Em última instância, para mim, a diferença mais valiosa está na verdade dos corpos. Se vamos contar a tua história, tu podes interpretar-te a ti mesma, e mais ninguém te substitui, seja ou não atriz. Eu tento que A Academia das Musas não seja mostrada em festivais de cinema documental ou não-ficção, porque as personagens que criámos são imaginárias. É verdade que o professor na vida real é professor, a sua mulher é sua mulher, e as suas alunas são suas alunas, mas a partir daí acaba-se o paralelismo com a realidade. Digamos que é uma ficção que eu nunca poderia ter feito sem experiência prévia no documentário, e o que teve em comum com este é que eu não sabia onde me ia levar. É diferente da ficção sujeita a um guião preciso. No caso, tinha somente a ver com a interação com os atores.

A raiz da ficção também acaba por estar no contexto destas aulas, em que se fala de literatura e poesia.

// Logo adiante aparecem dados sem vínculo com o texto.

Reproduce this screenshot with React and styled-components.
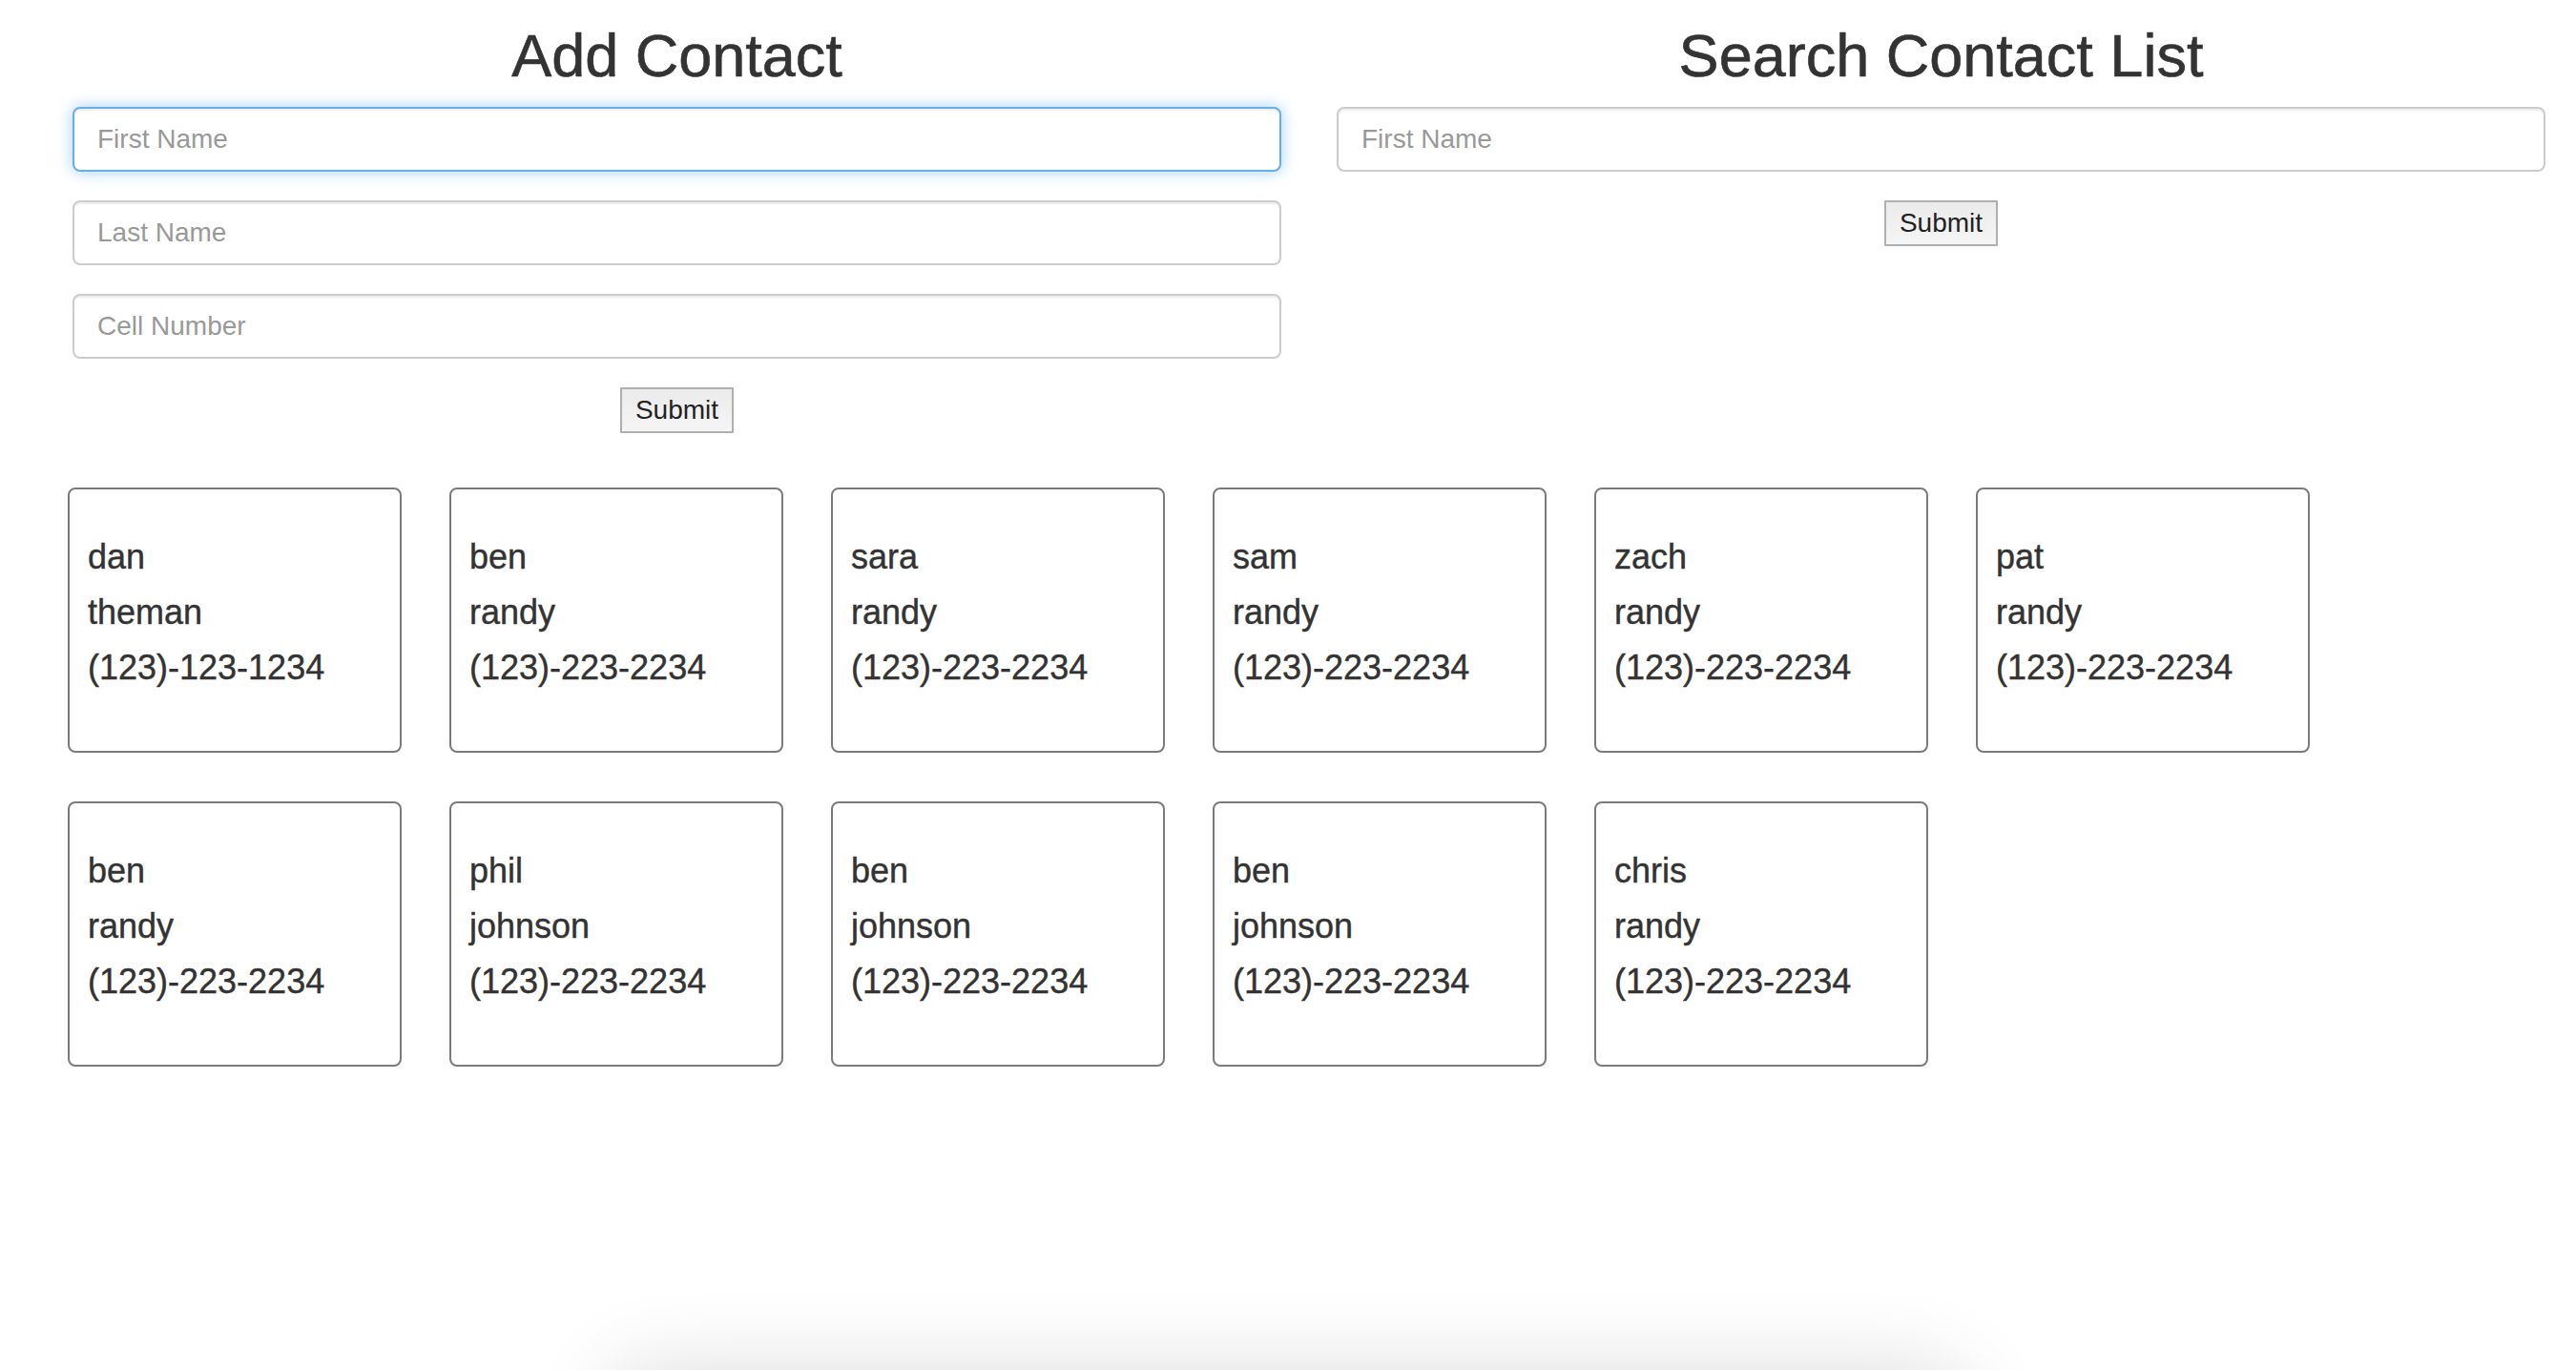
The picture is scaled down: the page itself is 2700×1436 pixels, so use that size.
import React from "react";
import styled, { createGlobalStyle } from "styled-components";

const GlobalStyle = createGlobalStyle`
  * {
    box-sizing: border-box;
  }
  body {
    margin: 0;
    background: #fff;
    color: #333;
    font-family: "Liberation Sans", Arial, Helvetica, sans-serif;
  }
`;

const Page = styled.div`
  padding: 25px 27px 0 71px;
  min-height: 1436px;
`;

const Forms = styled.div`
  display: grid;
  grid-template-columns: 1267px 1267px;
  column-gap: 58px;
  padding-left: 5px;
  align-items: start;
`;

const Panel = styled.form`
  display: flex;
  flex-direction: column;
  align-items: center;
`;

const Title = styled.h2`
  margin: 0 0 20px;
  font-size: 63px;
  line-height: 67px;
  font-weight: 500;
  color: #333;
  -webkit-text-stroke: 0.6px #333;
`;

const Field = styled.input`
  width: 100%;
  height: 68px;
  margin-bottom: 30px;
  padding: 12px 24px;
  font-family: inherit;
  font-size: 28px;
  color: #555;
  background: #fff;
  border: 2px solid ${({ $focused }) => ($focused ? "#66afe9" : "#ccc")};
  border-radius: 8px;
  outline: none;
  box-shadow: ${({ $focused }) =>
    $focused
      ? "inset 0 2px 2px rgba(0,0,0,.075), 0 0 16px rgba(102,175,233,.6)"
      : "inset 0 2px 2px rgba(0,0,0,.075)"};

  &::placeholder {
    color: #999;
  }
`;

const SubmitButton = styled.button`
  height: 48px;
  padding: 0 14px;
  font-family: inherit;
  font-size: 28px;
  color: #222;
  background: linear-gradient(#ebebeb, #f5f5f5);
  border: 2px solid #b0b0b0;
  border-radius: 1px;
  cursor: pointer;
`;

const Cards = styled.div`
  display: flex;
  flex-wrap: wrap;
  gap: 51px 50px;
  margin-top: 57px;
`;

const Card = styled.div`
  width: 350px;
  height: 278px;
  padding: 42px 19px 0;
  border: 2px solid #7b7b7b;
  border-radius: 8px;
  background: #fff;
`;

const Line = styled.div`
  font-size: 36px;
  line-height: 58px;
  color: #333;
  white-space: nowrap;
  -webkit-text-stroke: 0.4px #333;
`;

const Drawer = styled.div`
  position: fixed;
  left: 50%;
  bottom: -200px;
  width: 1420px;
  height: 200px;
  transform: translateX(-50%);
  background: #fff;
  border-radius: 40px;
  box-shadow: 0 0 90px rgba(0, 0, 0, 0.14);
`;

const contacts = [
  ["dan", "theman", "(123)-123-1234"],
  ["ben", "randy", "(123)-223-2234"],
  ["sara", "randy", "(123)-223-2234"],
  ["sam", "randy", "(123)-223-2234"],
  ["zach", "randy", "(123)-223-2234"],
  ["pat", "randy", "(123)-223-2234"],
  ["ben", "randy", "(123)-223-2234"],
  ["phil", "johnson", "(123)-223-2234"],
  ["ben", "johnson", "(123)-223-2234"],
  ["ben", "johnson", "(123)-223-2234"],
  ["chris", "randy", "(123)-223-2234"],
];

const App = () => {
  return (
    <>
      <GlobalStyle />
      <Page>
        <Forms>
          <Panel onSubmit={(e) => e.preventDefault()}>
            <Title>Add Contact</Title>
            <Field $focused placeholder="First Name" />
            <Field placeholder="Last Name" />
            <Field placeholder="Cell Number" />
            <SubmitButton type="submit">Submit</SubmitButton>
          </Panel>
          <Panel onSubmit={(e) => e.preventDefault()}>
            <Title>Search Contact List</Title>
            <Field placeholder="First Name" />
            <SubmitButton type="submit">Submit</SubmitButton>
          </Panel>
        </Forms>

        <Cards>
          {contacts.map(([first, last, cell], i) => (
            <Card key={i}>
              <Line>{first}</Line>
              <Line>{last}</Line>
              <Line>{cell}</Line>
            </Card>
          ))}
        </Cards>
      </Page>
      <Drawer />
    </>
  );
};

export default App;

Exacto. No momento em que percebi que isto era um filme, vi que só podia passar pela fabulação, é justamente disso que se fala. Nas primeiras cenas, passadas na sala de aula, anunciam-se os temas que vamos ver depois: o amor adúltero dos trovadores, a musa que lê frente à musa que escreve… E há uma mutação progressiva, portanto, outra coisa que me agrada muito é conservar distintas formas de movimento, por isso o filme surge como um documentário e evolui para uma comédia de guerra de sexos, e em seguida quase um melodrama… assim, do mesmo modo, o espectador vai mudando o seu pacto com o filme, à medida que o vê.